◆ **WHAT THE TASK ASKS**: Gather all lines containing the string "styles" and copy them out.

◆ **SUPPLIED MATERIAL**:
============================================================

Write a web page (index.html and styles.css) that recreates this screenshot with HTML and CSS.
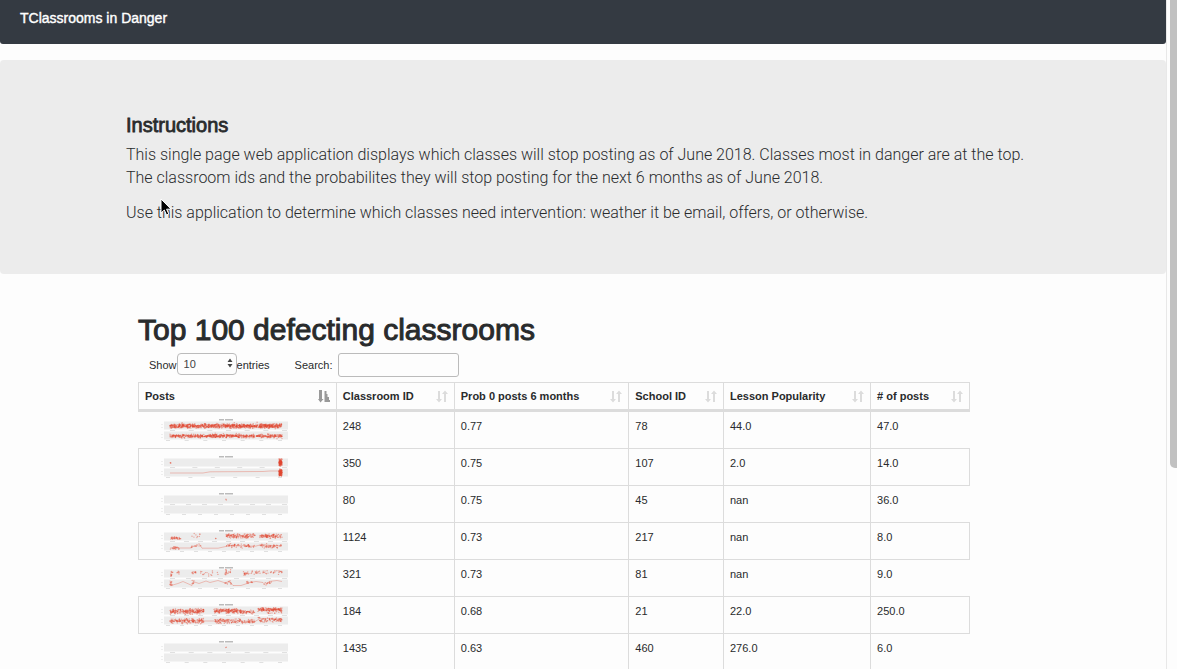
FILE: index.html
```html
<!DOCTYPE html>
<html lang="en">
<head>
<meta charset="utf-8">
<title>TClassrooms in Danger</title>
<link rel="stylesheet" href="styles.css">
</head>
<body>
<div class="page">
  <header class="navbar"><span class="brand">TClassrooms in Danger</span></header>
  <section class="jumbotron">
    <h2 class="jumbotron-title">Instructions</h2>
    <p class="lead">This single page web application displays which classes will stop posting as of June 2018. Classes most in danger are at the top. The classroom ids and the probabilites they will stop posting for the next 6 months as of June 2018.</p>
    <p class="lead">Use this application to determine which classes need intervention: weather it be email, offers, or otherwise.</p>
    <svg class="pointer" viewBox="0 0 12 18" aria-hidden="true"><path d="M1 1v14l3.3-3 2.2 5 2.3-1-2.2-4.800h4.500z" fill="#000" stroke="#fff"/></svg>
  </section>
  <main class="content">
    <h1 class="title">Top 100 defecting classrooms</h1>
    <div class="controls">
      <label class="length">Show<span class="select-box"><select class="select"><option>10</option><option>25</option><option>50</option><option>100</option></select><svg class="select-arrows" viewBox="0 0 6 10" aria-hidden="true"><path d="M0.500 4 3 0.500 5.500 4zM0.500 6 3 9.500 5.500 6z" fill="#444"/></svg></span>entries</label>
      <label class="search"><span>Search:</span><input class="search-input" type="search"></label>
    </div>
    <table class="table">
      <colgroup><col class="col-plot"><col class="col-id"><col class="col-prob"><col class="col-school"><col class="col-pop"><col class="col-posts"></colgroup>
      <thead>
        <tr>
          <th><span class="head">Posts<svg class="sort sort-active" viewBox="0 0 12 13" aria-hidden="true"><path d="M1 0h3v9h1.500L2.500 12.500 0 9h1zM6.500 1h2v3h-2zM6.500 4h3v3h-3zM6.500 7H11v3H6.500zM6.500 10H12v2H6.500z"/></svg></span></th>
          <th><span class="head">Classroom ID<svg class="sort" viewBox="0 0 12 13" aria-hidden="true"><path d="M2 1h2v8h2l-3 3.500-3-3.500h2zM8 12h2V4h2L9 .5 6 4h2z"/></svg></span></th>
          <th><span class="head">Prob 0 posts 6 months<svg class="sort" viewBox="0 0 12 13" aria-hidden="true"><path d="M2 1h2v8h2l-3 3.500-3-3.500h2zM8 12h2V4h2L9 .5 6 4h2z"/></svg></span></th>
          <th><span class="head">School ID<svg class="sort" viewBox="0 0 12 13" aria-hidden="true"><path d="M2 1h2v8h2l-3 3.500-3-3.500h2zM8 12h2V4h2L9 .5 6 4h2z"/></svg></span></th>
          <th><span class="head">Lesson Popularity<svg class="sort" viewBox="0 0 12 13" aria-hidden="true"><path d="M2 1h2v8h2l-3 3.500-3-3.500h2zM8 12h2V4h2L9 .5 6 4h2z"/></svg></span></th>
          <th><span class="head"># of posts<svg class="sort" viewBox="0 0 12 13" aria-hidden="true"><path d="M2 1h2v8h2l-3 3.500-3-3.500h2zM8 12h2V4h2L9 .5 6 4h2z"/></svg></span></th>
        </tr>
      </thead>
      <tbody>
        <tr><td><svg class="plot" viewBox="0 0 132 25"></svg></td><td>248</td><td>0.77</td><td>78</td><td>44.0</td><td>47.0</td></tr>
        <tr><td><svg class="plot" viewBox="0 0 132 25"></svg></td><td>350</td><td>0.75</td><td>107</td><td>2.0</td><td>14.0</td></tr>
        <tr><td><svg class="plot" viewBox="0 0 132 25"></svg></td><td>80</td><td>0.75</td><td>45</td><td>nan</td><td>36.0</td></tr>
        <tr><td><svg class="plot" viewBox="0 0 132 25"></svg></td><td>1124</td><td>0.73</td><td>217</td><td>nan</td><td>8.0</td></tr>
        <tr><td><svg class="plot" viewBox="0 0 132 25"></svg></td><td>321</td><td>0.73</td><td>81</td><td>nan</td><td>9.0</td></tr>
        <tr><td><svg class="plot" viewBox="0 0 132 25"></svg></td><td>184</td><td>0.68</td><td>21</td><td>22.0</td><td>250.0</td></tr>
        <tr><td><svg class="plot" viewBox="0 0 132 25"></svg></td><td>1435</td><td>0.63</td><td>460</td><td>276.0</td><td>6.0</td></tr>
      </tbody>
    </table>
  </main>
</div>
<div class="scrollbar" aria-hidden="true"><div class="thumb"></div></div>
<script src="plots.js"></script>
</body>
</html>
```
FILE: styles.css
```css
* { box-sizing: border-box; }
html, body { height: 100%; }
body {
  margin: 0;
  display: flex;
  overflow: hidden;
  background: #fdfdfd;
  color: #292b2c;
  font: 11px/18px "Liberation Sans", Arial, sans-serif;
}
h1, h2, p { margin: 0; }
.page { flex: 1; min-width: 0; }
.navbar {
  height: 44px;
  padding: 8px 20px;
  border-radius: 0 0 3px 3px;
  background: #343a42;
}
.brand {
  color: #fff;
  font-size: 14px;
  line-height: 20px;
  -webkit-text-stroke: 0.4px #fff;
}
.jumbotron {
  position: relative;
  margin: 16px 0 40px;
  padding: 54px 126px 50px;
  border-radius: 4px;
  background: #ececec;
}
.jumbotron-title {
  font-size: 20px;
  font-weight: 400;
  line-height: 22px;
  margin-bottom: 7px;
  -webkit-text-stroke: 0.8px #292b2c;
}
.lead {
  font-family: Roboto, "Liberation Sans", sans-serif;
  font-size: 16px;
  font-weight: 300;
  line-height: 23px;
  margin-bottom: 12px;
}
.lead:last-of-type { margin-bottom: 0; }
.pointer { position: absolute; left: 160px; top: 138px; width: 12px; height: 18px; }
.content { margin: 0 196px 0 138px; }
.title {
  font-size: 30px;
  font-weight: 400;
  line-height: 32px;
  margin-bottom: 7px;
  -webkit-text-stroke: 1px #292b2c;
}
.controls { display: flex; gap: 25px; padding-left: 11px; height: 29px; align-items: flex-start; }
.length, .search { display: flex; align-items: center; height: 24px; }
.search { gap: 6px; }
.select-box { position: relative; display: flex; height: 24px; }
.select {
  appearance: none;
  width: 60px;
  height: 22px;
  padding: 0 6px;
  border: 1px solid #bbb;
  border-radius: 4px;
  background: #fdfdfd;
  color: #444;
  font: inherit;
}
.select-arrows { position: absolute; right: 4px; top: 5px; width: 6px; height: 10px; }
.search-input {
  width: 121px;
  height: 24px;
  padding: 0 6px;
  border: 1px solid #bbb;
  border-radius: 3px;
  background: #fdfdfd;
  font: inherit;
}
.table { width: 100%; table-layout: fixed; border-collapse: collapse; }
.col-plot { width: 23.800%; }
.col-id { width: 14.200%; }
.col-prob { width: 21%; }
.col-school { width: 11.400%; }
.col-pop { width: 17.700%; }
.col-posts { width: 11.900%; }
th, td { padding: 6px 6px 5px; border: 1px solid #dcdcdc; text-align: left; vertical-align: top; }
th { padding-top: 4px; padding-bottom: 4px; border-bottom-width: 3px; line-height: 18px; }
td { height: 37px; line-height: 16px; }
tbody tr:nth-child(odd) td:first-child { border-left-color: transparent; }
tbody tr:nth-child(odd) td:last-child { border-right-color: transparent; }
.head { display: flex; justify-content: space-between; align-items: center; white-space: nowrap; }
.sort { width: 12px; height: 13px; fill: #dcdcdc; }
.sort-active { fill: #999; }
.plot { display: block; width: 132px; height: 25px; margin-left: 13px; }
.scrollbar { width: 11px; padding-left: 3px; border-left: 1px solid #e8e8e8; }
.thumb { height: 70%; background: #c1c1c1; border-radius: 0 0 0 5px; }
```
FILE: plots.js
```js
// Two stacked panels per classroom: a scatter on top, its trend line below.
// clouds: [x from, x to, centre y, spread, number of points]
const plots = [
  { ticks: 7, clouds: [[12, 124, 8, 2.4, 850], [12, 124, 7.5, 3.5, 70], [12, 124, 18, 2, 560], [12, 124, 18, 3, 60]] },
  { ticks: 6, clouds: [[12, 13, 7.8, 0.3, 3], [121, 124, 7.5, 4, 110], [121, 124, 17.5, 4, 110]], line: "12 18 45 18 52 16.800 105 16.500 112 16 121 16" },
  { ticks: 8, clouds: [[67.500, 68.500, 7.5, 0.8, 2]] },
  { ticks: 9, clouds: [[12, 23, 9, 1.6, 34], [33, 42, 6.5, 3, 9], [57, 58, 9.5, 0.2, 2], [68, 97, 7, 2.6, 125], [102, 124, 7, 2.6, 100], [12, 22, 19, 1.6, 20], [33, 43, 17, 2.2, 10], [68, 97, 17, 2.6, 55], [102, 124, 17, 2.6, 48]], line: "12 19 33 19 36 17 38 17.500 41 14.500 44 19.200 60 19.200 70 17 80 16.500 97 17.300 104 15.500 114 16.500 124 17" },
  { ticks: 8, clouds: [[12, 15, 7.5, 3.8, 11], [18, 22, 6.5, 1.8, 7], [34, 38, 6.5, 1.3, 12], [40, 60, 7.5, 3.3, 16], [67, 73, 6.5, 3.3, 17], [85, 92, 7.5, 2.4, 18], [92, 124, 6.5, 2.4, 42], [12, 14, 17.5, 3, 9], [34, 36, 16.5, 3, 6], [67, 74, 16.5, 2, 10], [87, 95, 16.5, 2, 10], [104, 114, 17.5, 2, 10]], line: "12 14.500 13 19.500 20 17.500 25 15.500 34 19.500 35 15.500 41 17.500 48 15 52 16.500 60 14.500 69 17.500 71 15 75 19.500 83 19.500 92 16.500 98 15.500 105 16.500 108 19.500 111 15.500 119 14.500 124 15.500" },
  { ticks: 9, clouds: [[12, 46, 8.3, 3.2, 210], [56, 82, 8, 2.8, 165], [82, 97, 9, 2.4, 60], [100, 124, 6.5, 2.2, 145], [109, 124, 9.8, 1.2, 12], [12, 46, 18, 3, 140], [56, 82, 18, 2.8, 85], [82, 97, 18.500, 2.4, 42], [100, 124, 16.800, 2.8, 75]], line: "12 17.500 46 18 56 18 80 18 97 18.500 102 15.500 124 16" },
  { ticks: 7, clouds: [[67.500, 68.500, 7.5, 0.8, 2]] }
];

let seed = 7;
function random() {
  seed = (seed * 16807) % 2147483647;
  return seed / 2147483647;
}

function box(x, y, w, h, fill) {
  return `<rect x="${x}" y="${y}" width="${w}" height="${h}" fill="${fill}"/>`;
}

document.querySelectorAll(".plot").forEach((svg, i) => {
  const { ticks, clouds, line } = plots[i];
  let art = box(6, 3.500, 124, 8, "#ececec") + box(6, 13.500, 124, 8, "#ececec");
  art += box(61, 1, 5, 1.500, "#bbb") + box(67, 1, 8, 1.500, "#bbb");
  for (let t = 0; t < ticks; t++) {
    const x = 12 + t * 112 / (ticks - 1);
    art += box(x, 12, 5, 1, "#e0e0e0") + box(x - 4, 22, 4, 1, "#e0e0e0");
  }
  for (const y of [6, 9, 16, 19]) art += box(3, y, 2, 1, "#eee");
  if (line) art += `<polyline points="${line}" fill="none" stroke="#e24a33" stroke-opacity=".45" stroke-width=".7"/>`;
  for (const [from, to, mid, spread, count] of clouds) {
    let d = "";
    for (let n = 0; n < count; n++) {
      const x = from + random() * (to - from);
      const y = mid + (random() + random() - 1) * spread;
      d += `<circle cx="${x.toFixed(1)}" cy="${y.toFixed(1)}" r=".7"/>`;
    }
    art += `<g fill="#e24a33" fill-opacity=".45">${d}</g>`;
  }
  svg.innerHTML = art;
});
```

============================================================

◆ **TASK OUTPUT**:
Write a web page (index.html and styles.css) that recreates this screenshot with HTML and CSS.
<link rel="stylesheet" href="styles.css">
FILE: styles.css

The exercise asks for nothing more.